* [DATA PROVIDED]:
------------------------
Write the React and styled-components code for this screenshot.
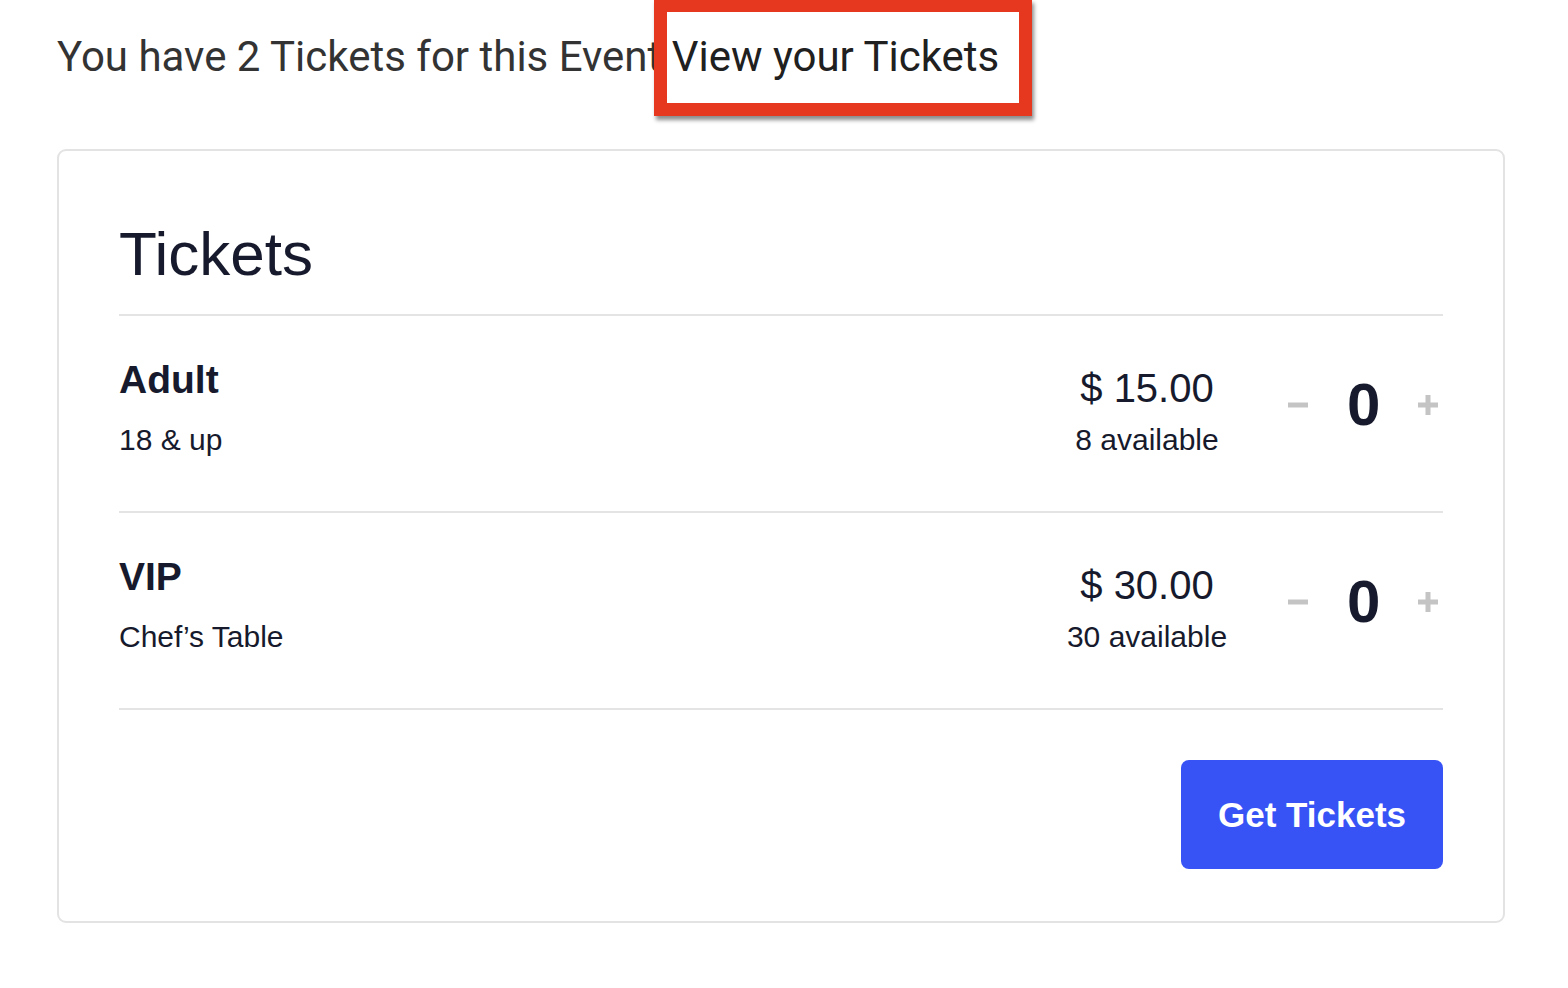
import styled, { createGlobalStyle } from "styled-components";

const tickets = [
  { name: "Adult", sub: "18 & up", price: "$ 15.00", left: "8 available", qty: 0 },
  { name: "VIP", sub: "Chef’s Table", price: "$ 30.00", left: "30 available", qty: 0 },
];

export default function App() {
  return (
    <>
      <GlobalStyle />
      <Page>
        <Notice>
          You have 2 Tickets for this Event{" "}
          <ViewLink>
            View your Tickets
            <Highlight />
          </ViewLink>
        </Notice>

        <Card>
          <Heading>Tickets</Heading>
          {tickets.map((t) => (
            <Row key={t.name}>
              <Info>
                <Name>{t.name}</Name>
                <Sub>{t.sub}</Sub>
              </Info>
              <Price>
                <div className="amount">{t.price}</div>
                <div className="left">{t.left}</div>
              </Price>
              <Stepper>
                <StepButton aria-label="remove">
                  <svg width="22" height="22" viewBox="0 0 22 22">
                    <path d="M1 11h20" stroke="currentColor" strokeWidth="5" />
                  </svg>
                </StepButton>
                <Qty>{t.qty}</Qty>
                <StepButton aria-label="add">
                  <svg width="22" height="22" viewBox="0 0 22 22">
                    <path d="M1 11h20M11 1v20" stroke="currentColor" strokeWidth="5" />
                  </svg>
                </StepButton>
              </Stepper>
            </Row>
          ))}
          <Footer>
            <GetButton>Get Tickets</GetButton>
          </Footer>
        </Card>
      </Page>
    </>
  );
}

const GlobalStyle = createGlobalStyle`
  html, body {
    margin: 0;
    background: #ffffff;
  }
  body {
    font-family: "Liberation Sans", Arial, sans-serif;
    color: #161a2c;
  }
`;

const Page = styled.div`
  width: 1448px;
  padding: 0 0 60px 57px;
`;

const Notice = styled.div`
  font-family: Roboto, "Liberation Sans", sans-serif;
  font-size: 42px;
  color: #333333;
  padding-top: 33px;
  line-height: 48px;
  height: 116px;
  box-sizing: border-box;
`;

const ViewLink = styled.span`
  position: relative;
  color: #202020;
`;

const Highlight = styled.span`
  position: absolute;
  left: -18px;
  top: -33px;
  width: 378px;
  height: 117px;
  box-sizing: border-box;
  border: 13px solid #e5381f;
  box-shadow: 2px 4px 4px rgba(0, 0, 0, 0.45);
  pointer-events: none;
`;

const Card = styled.div`
  border: 2px solid #e3e3e3;
  border-radius: 9px;
  padding: 67px 60px 52px;
  margin-top: 33px;
`;

const Heading = styled.h2`
  margin: 0;
  font-size: 62px;
  font-weight: 400;
  line-height: normal;
  padding-bottom: 25px;
  border-bottom: 2px solid #e4e4e4;
`;

const Row = styled.div`
  display: flex;
  align-items: center;
  padding: 42px 0 54px;
  border-bottom: 2px solid #e4e4e4;
`;

const Info = styled.div`
  flex: 1;
  display: flex;
  flex-direction: column;
  gap: 21px;
`;

const Name = styled.div`
  font-size: 39px;
  font-weight: 700;
  line-height: normal;
`;

const Sub = styled.div`
  font-size: 30px;
  line-height: normal;
`;

const Price = styled.div`
  width: 164px;
  margin-top: 8px;
  text-align: center;
  .amount {
    font-size: 40px;
    line-height: normal;
  }
  .left {
    font-size: 30px;
    line-height: normal;
    margin-top: 12px;
  }
`;

const Stepper = styled.div`
  display: flex;
  align-items: center;
  gap: 38px;
  margin: 0 4px 6px 58px;
`;

const StepButton = styled.button`
  border: none;
  background: transparent;
  padding: 0;
  color: #c4c4c4;
  display: flex;
  cursor: pointer;
`;

const Qty = styled.div`
  font-size: 60px;
  font-weight: 700;
  width: 32px;
  text-align: center;
  line-height: normal;
`;

const Footer = styled.div`
  display: flex;
  justify-content: flex-end;
  padding-top: 50px;
`;

const GetButton = styled.button`
  font-family: "Liberation Sans", Arial, sans-serif;
  background: #3753f6;
  color: #ffffff;
  border: none;
  border-radius: 8px;
  width: 262px;
  height: 109px;
  font-size: 35px;
  font-weight: 700;
  cursor: pointer;
`;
------------------------
* [WHAT IS NEEDED]: Return every line above in which the string "components" occurs.

* [REPLY TO THE EXERCISE]:
Write the React and styled-components code for this screenshot.
import styled, { createGlobalStyle } from "styled-components";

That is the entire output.